Oh, Man, I spent lots of hours playing with this a couple of years ago...
First, some links. Check out
www.candlepowerforums.com for anything you want to know about flashlights...the electronics forum is full of really good people who know their shee-it. A good thread:
This
Step-up Voltage Regulator is designed to be retrofitted into a 2-cell AA Maglite, and boosts/regulates the current going to a 1 Watt LED replacement for the normal bulb.
There are a lot of methods to regulate the Voltage for a flashlight.
If you have a power source with a higher voltage than your bulb requires, you can:
1. Use a linear regulator. This basically uses a transistor as a variable resistance, and a sensing circuit that monitors the output voltage. If the voltage is low, the transistor is turned on a bit more (resistance drops). If the voltage is high, the transistor is turned off a bit more (resistance increases). Extremely simple and cheap (an LM317 and two resistors, retail cost < $1), but not very efficient if the input voltage is high compared to the output voltage.
2. Use a PWM (Pulse-width modulator). Basically, an on-off switch with a sensing circuit. The output voltage is turned on and off so the "average" output voltage is correct. Imagine having 10V input, and wanting 5V output - this type of circuit will turn on for 50% of the time (10V x 50% = 5V). If the input voltage drops to 8V, the duty cycle goes up to 62.5%, etc. Not quite as simple or cheap, but very efficient for things like light bulbs that smooth out the on/off spikes.
3. Use an inductor-based "buck" circuit. I'm a bit cloudy on how these work - it's similar to the boost circuit below, but the circuit is laid out differently.
If you have a power source with a lower voltage than your bulb requires, the normal answer is an inductor-based boost circuit. Take a look at
This Circuit, and ignore R3/R5. The basic operation is:
1. The ZXSC300 turns on the transistor, pulling current through the inductor. This creates a magnetic field inside the inductor, storing energy.
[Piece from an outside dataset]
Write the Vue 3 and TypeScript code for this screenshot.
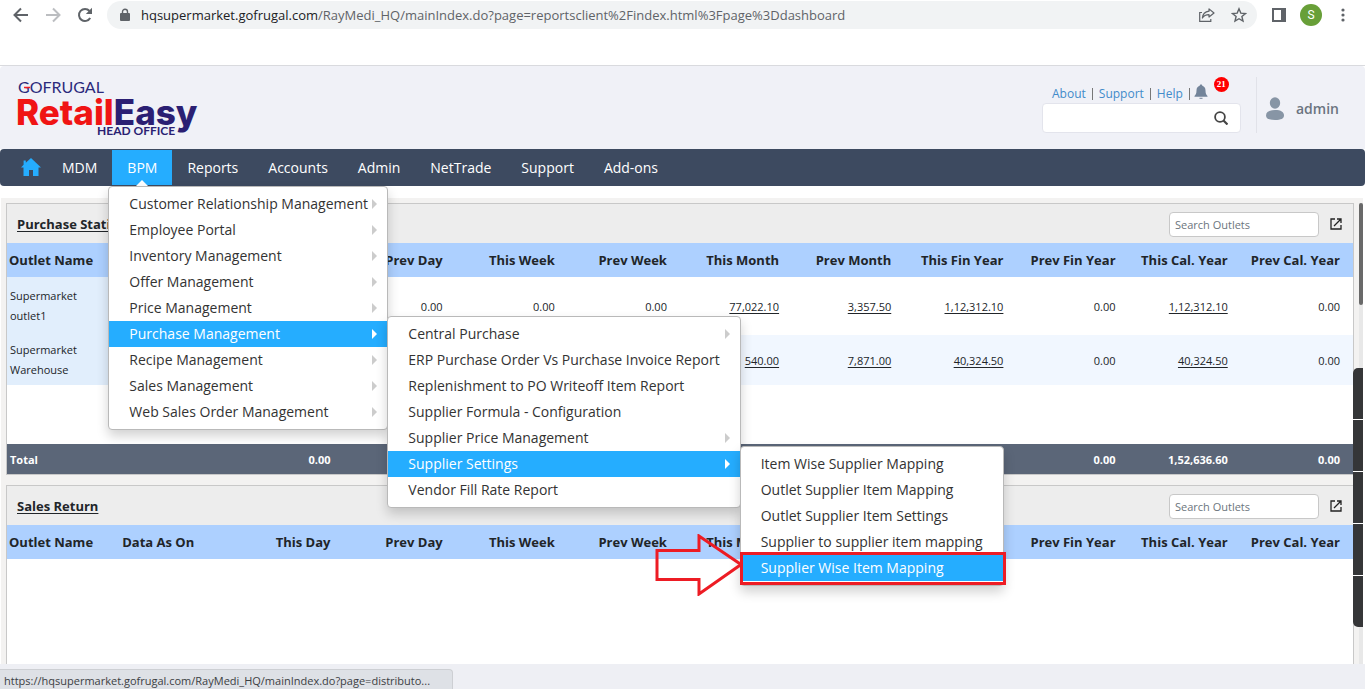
<script setup lang="ts">
interface MenuItem {
  label: string
  more?: boolean
  children?: MenuItem[]
}

interface OutletRow {
  name: string
  values: string[]
}

const supplierSettings: MenuItem[] = [
  { label: 'Item Wise Supplier Mapping' },
  { label: 'Outlet Supplier Item Mapping' },
  { label: 'Outlet Supplier Item Settings' },
  { label: 'Supplier to supplier item mapping' },
  { label: 'Supplier Wise Item Mapping' },
]

const purchaseMenu: MenuItem[] = [
  { label: 'Central Purchase', more: true },
  { label: 'ERP Purchase Order Vs Purchase Invoice Report' },
  { label: 'Replenishment to PO Writeoff Item Report' },
  { label: 'Supplier Formula - Configuration' },
  { label: 'Supplier Price Management', more: true },
  { label: 'Supplier Settings', more: true, children: supplierSettings },
  { label: 'Vendor Fill Rate Report' },
]

const bpmMenu: MenuItem[] = [
  { label: 'Customer Relationship Management', more: true },
  { label: 'Employee Portal', more: true },
  { label: 'Inventory Management', more: true },
  { label: 'Offer Management', more: true },
  { label: 'Price Management', more: true },
  { label: 'Purchase Management', more: true, children: purchaseMenu },
  { label: 'Recipe Management', more: true },
  { label: 'Sales Management', more: true },
  { label: 'Web Sales Order Management', more: true },
]

const navItems = ['MDM', 'BPM', 'Reports', 'Accounts', 'Admin', 'NetTrade', 'Support', 'Add-ons']

const columns = [
  'Outlet Name', 'Data As On', 'This Day', 'Prev Day', 'This Week', 'Prev Week',
  'This Month', 'Prev Month', 'This Fin Year', 'Prev Fin Year', 'This Cal. Year', 'Prev Cal. Year',
]

const outlets: OutletRow[] = [
  { name: 'Supermarket outlet1', values: ['', '0.00', '0.00', '0.00', '0.00', '77,022.10', '3,357.50', '1,12,312.10', '0.00', '1,12,312.10', '0.00'] },
  { name: 'Supermarket Warehouse', values: ['', '', '', '', '', '540.00', '7,871.00', '40,324.50', '0.00', '40,324.50', '0.00'] },
]

const totals = ['', '0.00', '', '', '', '', '', '1,52,636.60', '0.00', '1,52,636.60', '0.00']

const cards = [
  { id: 'purchase', title: 'Purchase Statistics', rows: outlets, totals },
  { id: 'return', title: 'Sales Return', rows: [] as OutletRow[], totals: [] as string[] },
]
</script>

<template>
  <div class="page">
    <div class="browser">
      <button class="tool back" aria-label="Back">
        <svg width="16" height="16" viewBox="0 0 16 16"><path d="M15 8H2M8 1.5 1.5 8 8 14.5" fill="none" stroke="#5f6368" stroke-width="2" /></svg>
      </button>
      <button class="tool forward" aria-label="Forward">
        <svg width="16" height="16" viewBox="0 0 16 16"><path d="M1 8h13M8 1.5 14.5 8 8 14.5" fill="none" stroke="#bcbec1" stroke-width="2" /></svg>
      </button>
      <button class="tool reload" aria-label="Reload">
        <svg width="16" height="16" viewBox="0 0 16 16"><path d="M13.2 11A6 6 0 1 1 12.5 4" fill="none" stroke="#5f6368" stroke-width="2" /><path d="M15 .8V7H8.8z" fill="#5f6368" /></svg>
      </button>
      <div class="address">
        <svg width="10" height="14" viewBox="0 0 10 14"><rect x="1" y="5" width="8" height="8" rx="1" fill="#5f6368" /><rect x="0" y="5" width="10" height="8" rx="1" fill="#5f6368" /><path d="M2.5 6V3.7a2.5 2.5 0 0 1 5 0V6" fill="none" stroke="#5f6368" stroke-width="1.4" /></svg>
        <span class="url"><span class="host">hqsupermarket.gofrugal.com</span>/RayMedi_HQ/mainIndex.do?page=reportsclient%2Findex.html%3Fpage%3Ddashboard</span>
        <button class="tool share" aria-label="Share">
          <svg width="16" height="14" viewBox="0 0 16 14"><path d="M3 4.5H.7v8.8h11.1V11" fill="none" stroke="#5f6368" stroke-width="1.2" /><path d="M10 .9 15 5l-5 4V6.700C7 6.700 4.800 7.600 3.400 10 3.700 6.500 6 3.700 10 3.200z" fill="none" stroke="#5f6368" stroke-width="1.200" stroke-linejoin="round" /></svg>
        </button>
        <button class="tool" aria-label="Bookmark">
          <svg width="16" height="16" viewBox="0 0 16 16"><path d="m8 1.800 1.800 4.300 4.700.4-3.600 3 1.100 4.600L8 11.700l-4 2.400 1.100-4.600-3.600-3 4.700-.4z" fill="none" stroke="#5f6368" stroke-width="1.400" /></svg>
        </button>
      </div>
      <button class="tool panel" aria-label="Side panel">
        <svg width="14" height="14" viewBox="0 0 14 14"><path d="M0 0h14v14H0zM2 2v10h7V2z" fill="#5f6368" fill-rule="evenodd" /></svg>
      </button>
      <button class="profile">S</button>
      <button class="tool" aria-label="More">
        <svg width="4" height="14" viewBox="0 0 4 14"><g fill="#5f6368"><circle cx="2" cy="2" r="1.600" /><circle cx="2" cy="7" r="1.600" /><circle cx="2" cy="12" r="1.600" /></g></svg>
      </button>
    </div>

    <header class="header">
      <svg class="logo" width="184" height="64" viewBox="0 0 184 64">
        <text x="0" y="16" class="logo-top">GOFRUGAL</text>
        <path d="M6 10.500h6" stroke="#ee1c25" stroke-width="1.500" />
        <text x="-2" y="48" class="logo-main"><tspan fill="#f01414">Retail</tspan><tspan fill="#2b1f73">Easy</tspan></text>
        <text x="79" y="58" class="logo-sub">HEAD OFFICE</text>
      </svg>
      <div class="tools">
        <div class="links">
          <a href="#">About</a>
          <a href="#">Support</a>
          <a href="#">Help</a>
          <button class="bell" aria-label="Notifications">
            <svg width="14" height="16" viewBox="0 0 14 16"><path d="M7 .5c.8 0 1.300.5 1.300 1.200C10.500 2.500 11.500 4 11.500 6.500c0 3 .8 4.300 2 5.500v.8H.5V12c1.200-1.200 2-2.500 2-5.500C2.500 4 3.500 2.500 5.700 1.700 5.700 1 6.200.5 7 .5z" fill="#73849a" /><path d="M5.500 14.300h3" stroke="#73849a" stroke-width="1" /></svg>
            <span class="badge">21</span>
          </button>
        </div>
        <form class="search" @submit.prevent>
          <input type="text" aria-label="Search" />
          <button aria-label="Go">
            <svg width="14" height="14" viewBox="0 0 14 14"><circle cx="6" cy="6" r="4.900" fill="none" stroke="#444" stroke-width="1.800" /><path d="m9.500 9.500 4 4" stroke="#444" stroke-width="2.200" /></svg>
          </button>
        </form>
      </div>
      <a class="user" href="#">
        <svg width="18" height="23" viewBox="0 0 18 23"><ellipse cx="9" cy="6" rx="5.200" ry="5.700" fill="#8795a5" /><path d="M0 18.500C0 15 3 13 9 13s9 2 9 5.500C18 21.500 15 23 9 23s-9-1.500-9-4.500z" fill="#8795a5" /></svg>
        admin
      </a>
    </header>

    <nav class="nav">
      <ul class="nav-list">
        <li>
          <a class="home" href="#" aria-label="Home">
            <svg width="20" height="18" viewBox="0 0 20 18"><path d="M10 0 4.800 4.700V2.500H2.600v4.200L0 9.400h2.500V18H8v-6h4v6h5.500V9.400H20z" fill="#25adff" /></svg>
          </a>
        </li>
        <li v-for="item in navItems" :key="item" class="nav-item" :class="{ open: item === 'BPM' }">
          <a href="#">{{ item }}</a>
          <ul v-if="item === 'BPM'" class="menu menu-root">
            <li v-for="first in bpmMenu" :key="first.label" :class="{ active: first.children }">
              <a href="#" :class="{ more: first.more }">{{ first.label }}</a>
              <ul v-if="first.children" class="menu menu-sub">
                <li v-for="second in first.children" :key="second.label" :class="{ active: second.children }">
                  <a href="#" :class="{ more: second.more }">{{ second.label }}</a>
                  <ul v-if="second.children" class="menu menu-sub">
                    <li v-for="(third, i) in second.children" :key="third.label" :class="{ active: i === 4 }">
                      <a href="#">{{ third.label }}</a>
                      <div v-if="i === 4" class="marker">
                        <svg class="pointer" width="88" height="62" viewBox="0 0 88 62"><path d="M2 16.500h42V2l42 28.500L44 60V45.500H2z" fill="none" stroke="#ed1c24" stroke-width="3" /></svg>
                      </div>
                    </li>
                  </ul>
                </li>
              </ul>
            </li>
          </ul>
        </li>
      </ul>
    </nav>

    <main class="workspace">
      <div class="cards">
        <section v-for="card in cards" :key="card.id" class="card">
          <div class="card-head">
            <h2>{{ card.title }}</h2>
            <input type="text" placeholder="Search Outlets" aria-label="Search Outlets" />
            <button aria-label="Open in new window">
              <svg width="12" height="12" viewBox="0 0 12 12"><path d="M5 1H1v10h10V7" fill="none" stroke="#222" stroke-width="1.300" /><path d="M7 1h4v4M11 1 4 8" fill="none" stroke="#222" stroke-width="1.300" /></svg>
            </button>
          </div>
          <div class="table-area">
            <table>
              <thead>
                <tr><th v-for="column in columns" :key="column" scope="col">{{ column }}</th></tr>
              </thead>
              <tbody>
                <tr v-for="row in card.rows" :key="row.name">
                  <th scope="row">{{ row.name }}</th>
                  <td v-for="(value, i) in row.values" :key="i">
                    <a v-if="value && value !== '0.00'" href="#">{{ value }}</a>
                    <template v-else>{{ value }}</template>
                  </td>
                </tr>
                <tr v-if="card.totals.length" class="spacer"><td :colspan="columns.length"></td></tr>
              </tbody>
              <tfoot v-if="card.totals.length">
                <tr>
                  <th scope="row">Total</th>
                  <td v-for="(value, i) in card.totals" :key="i">{{ value }}</td>
                </tr>
              </tfoot>
            </table>
          </div>
        </section>
      </div>
      <div class="track"><div class="thumb"></div></div>
      <div class="dock"><span v-for="n in 5" :key="n"></span></div>
    </main>

    <footer class="footer">
      <div class="status">https://hqsupermarket.gofrugal.com/RayMedi_HQ/mainIndex.do?page=distributo...</div>
    </footer>
  </div>
</template>

<style>
body {
  margin: 0;
}
</style>

<style scoped>
.page {
  display: flex;
  flex-direction: column;
  height: 100vh;
  overflow: hidden;
  background: #fff;
  font-family: "Open Sans", "Noto Sans", sans-serif;
  font-size: 13px;
  color: #212529;
}

a {
  color: inherit;
  text-decoration: none;
}

button {
  display: flex;
  padding: 0;
  border: 0;
  background: none;
  font-family: inherit;
}

ul {
  margin: 0;
  padding: 0;
  list-style: none;
}

input {
  box-sizing: border-box;
  min-width: 0;
  font-family: inherit;
}

/* Browser toolbar */
.browser {
  display: flex;
  align-items: center;
  flex: none;
  box-sizing: border-box;
  height: 66px;
  padding: 0 20px 35px 13px;
  border-bottom: 1px solid #d9dade;
}

.tool {
  flex: none;
}

.back,
.forward {
  margin-right: 16px;
}

.reload {
  margin-right: 14px;
}

.address {
  display: flex;
  align-items: center;
  flex: 1;
  min-width: 0;
  height: 28px;
  padding: 0 10px 0 13px;
  border-radius: 14px;
  background: #f1f3f4;
}

.url {
  flex: 1;
  margin-left: 11px;
  overflow: hidden;
  white-space: nowrap;
  color: #5f6368;
}

.host {
  color: #202124;
}

.share {
  margin-right: 16px;
}

.panel {
  margin: 0 14px 0 15px;
}

.profile {
  align-items: center;
  justify-content: center;
  width: 22px;
  height: 22px;
  margin-right: 19px;
  border-radius: 50%;
  background: #689f38;
  color: #fff;
  font-family: Roboto, sans-serif;
  font-size: 12px;
}

/* Application header */
.header {
  display: flex;
  align-items: flex-start;
  flex: none;
  box-sizing: border-box;
  height: 83px;
  padding: 11px 26px 0 18px;
  border-radius: 4px 4px 0 0;
  background: #f0f1f7;
}

.logo {
  flex: none;
  overflow: visible;
}

.logo-top {
  font: 400 16px Lato, sans-serif;
  fill: #2b2a7c;
}

.logo-main {
  font: 800 35px Inter, sans-serif;
}

.logo-sub {
  font: 700 12px Lato, sans-serif;
  fill: #2b1f73;
}

.tools {
  width: 199px;
  margin-left: auto;
}

.links {
  display: flex;
  align-items: center;
  height: 26px;
  padding: 7px 0 0 10px;
  box-sizing: border-box;
  font-size: 12px;
  color: #428bca;
}

.links a {
  margin-right: 6px;
  padding-right: 6px;
  border-right: 1px solid #777;
  line-height: 12px;
}

.links a:nth-child(3) {
  margin-right: 4px;
}

.bell {
  position: relative;
  padding-bottom: 4px;
}

.badge {
  position: absolute;
  left: 20px;
  top: -7px;
  width: 15px;
  height: 15px;
  border-radius: 50%;
  background: #f00;
  color: #fff;
  font: 700 9px/15px "Liberation Serif", serif;
  text-align: center;
}

.search {
  display: flex;
  align-items: center;
  box-sizing: border-box;
  height: 30px;
  padding-right: 12px;
  border: 1px solid #e3e4ec;
  border-radius: 4px;
  background: #fff;
}

.search input {
  flex: 1;
  height: 26px;
  border: 0;
  background: none;
}

.user {
  display: flex;
  align-items: center;
  gap: 12px;
  height: 56px;
  margin-left: 15px;
  padding: 6px 0 0 9px;
  box-sizing: border-box;
  border-left: 1px solid #e1e2e9;
  color: #6b7480;
  font-size: 14px;
  font-weight: 600;
}

/* Navigation */
.nav {
  flex: none;
  height: 37px;
  border-radius: 4px;
  background: #3d4a60;
  color: #fff;
  font-size: 14px;
}

.nav-list {
  display: flex;
  height: 37px;
  align-items: center;
}

.home {
  display: flex;
  padding: 0 6px 2px 21px;
}

.nav-item {
  position: relative;
}

.nav-item > a {
  display: block;
  padding: 0 15px;
  line-height: 35px;
}

.open {
  background: #25adff;
}

.open > a::after {
  content: "";
  position: absolute;
  left: 50%;
  bottom: -1px;
  margin-left: -6px;
  border: 6px solid transparent;
  border-top: 0;
  border-bottom-color: #fff;
}

.menu {
  position: absolute;
  z-index: 10;
  box-sizing: border-box;
  padding: 4px 0;
  border: 1px solid #b9b9b9;
  border-radius: 4px;
  background: #fff;
  box-shadow: 0 6px 12px rgba(0, 0, 0, 0.18);
  color: #333;
  white-space: nowrap;
}

.menu-root {
  top: 36px;
  left: -4px;
  width: 280px;
}

.menu-sub {
  top: -5px;
  left: 100%;
}

.menu li {
  position: relative;
}

.menu a {
  display: block;
  padding: 0 20px;
  line-height: 26px;
}

.menu .active > a {
  background: #25adff;
  color: #fff;
}

.more::after {
  content: "";
  position: absolute;
  right: 10px;
  top: 8px;
  border: 5px solid transparent;
  border-right: 0;
  border-left-color: #ccc;
}

.active > .more::after {
  border-left-color: #fff;
}

.marker {
  position: absolute;
  inset: -3px -3px -4px -1px;
  border: 3px solid #ed1c24;
}

.pointer {
  position: absolute;
  right: 100%;
  top: -21px;
}

/* Dashboard */
.workspace {
  position: relative;
  display: flex;
  flex: 1;
  min-height: 0;
  margin: 12px 2px 0 1px;
  background: #f3f2f1;
}

.cards {
  flex: 1;
  min-width: 0;
  padding: 5px 9px 0 5px;
  overflow: hidden;
}

.card {
  margin-bottom: 10px;
  border: 1px solid #c8c8c8;
  background: #fff;
}

.card-head {
  display: flex;
  align-items: center;
  height: 39px;
  padding: 0 11px 0 10px;
  background: #ededed;
}

.card-head h2 {
  flex: 1;
  margin: 0;
  font-size: 13px;
  text-decoration: underline;
  text-underline-offset: 2px;
}

.card-head input {
  width: 150px;
  height: 25px;
  margin: 2px 11px 0 0;
  padding: 0 5px;
  border: 1px solid #c8c8c8;
  border-radius: 4px;
  background: #fff;
  font-size: 11px;
}

.card-head input::placeholder {
  color: #6c757d;
}

.table-area {
  min-height: 200px;
}

table {
  width: 100%;
  table-layout: fixed;
  border-collapse: collapse;
}

th,
td {
  padding: 0 13px 0 3px;
  text-align: right;
  white-space: nowrap;
}

td {
  font-size: 11px;
}

thead th {
  height: 34px;
  background: #add0ff;
}

thead th:nth-child(-n + 2),
tbody th,
tfoot th {
  padding: 0 3px;
  text-align: left;
}

thead th:first-child {
  padding-left: 2px;
}

tbody th {
  background: #e1eefc;
  font-size: 11px;
  font-weight: 400;
  line-height: 20px;
  white-space: normal;
  padding-right: 30px;
}

tbody tr {
  height: 58px;
}

tbody tr:nth-child(2) {
  height: 50px;
  background: #f1f7ff;
}

tbody .spacer {
  height: 59px;
}

td a {
  text-decoration: underline;
  text-underline-offset: 2px;
}

tfoot tr {
  height: 30px;
  background: #5b6678;
  color: #fff;
}

tfoot th,
tfoot td {
  font-size: 11px;
  font-weight: 700;
}

.track {
  position: absolute;
  top: 5px;
  right: 0;
  bottom: 0;
  width: 4px;
  background: #e8e8e8;
}

.thumb {
  height: 102px;
  border-radius: 2px;
  background: #696969;
}

.dock {
  position: absolute;
  top: 170px;
  right: 0;
  display: grid;
  gap: 1px;
  width: 10px;
  overflow: hidden;
  border-radius: 5px 0 0 5px;
  background: #fff;
}

.dock span {
  height: 51px;
  background: #353638;
}

.footer {
  display: flex;
  align-items: flex-end;
  flex: none;
  height: 25px;
  background: #eeeff4;
}

.status {
  box-sizing: border-box;
  min-width: 453px;
  height: 20px;
  padding: 0 6px 0 4px;
  border: 1px solid #cdcfd3;
  border-width: 1px 1px 0 0;
  border-radius: 0 4px 0 0;
  background: #dee1e6;
  color: #3c4043;
  font-size: 11px;
  line-height: 22px;
  white-space: nowrap;
}
</style>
2. The ZXSC300 turns off the transistor. Inductors hate it when you try to turn off the current flowing through them - the magnetic field tries to collapse, but due to the physics involved, the energy stored in the field has to go somewhere. The practical result is that the inductor attempts to force the current to continue to flow. Being as the path to ground is interrupted, this has the effect of continuously raising the voltage at the output of the inductor until a new path is found. In this circuit, the LED is running at about 3V, so what happens is that the higher voltage from the inductor flows through the diode. Some is stored in the Capacitor, some flows through the LED.
3. The ZXSC300 then turns the transistor back on. No more current flows through the diode, voltage across the inductor causes the current flow to start climbing, building a magnetic field in the inductor.
4. Goto 2.
Kinda brain-twisting, but very elegant. I built a couple of these; turns a Maglite into something quite useful.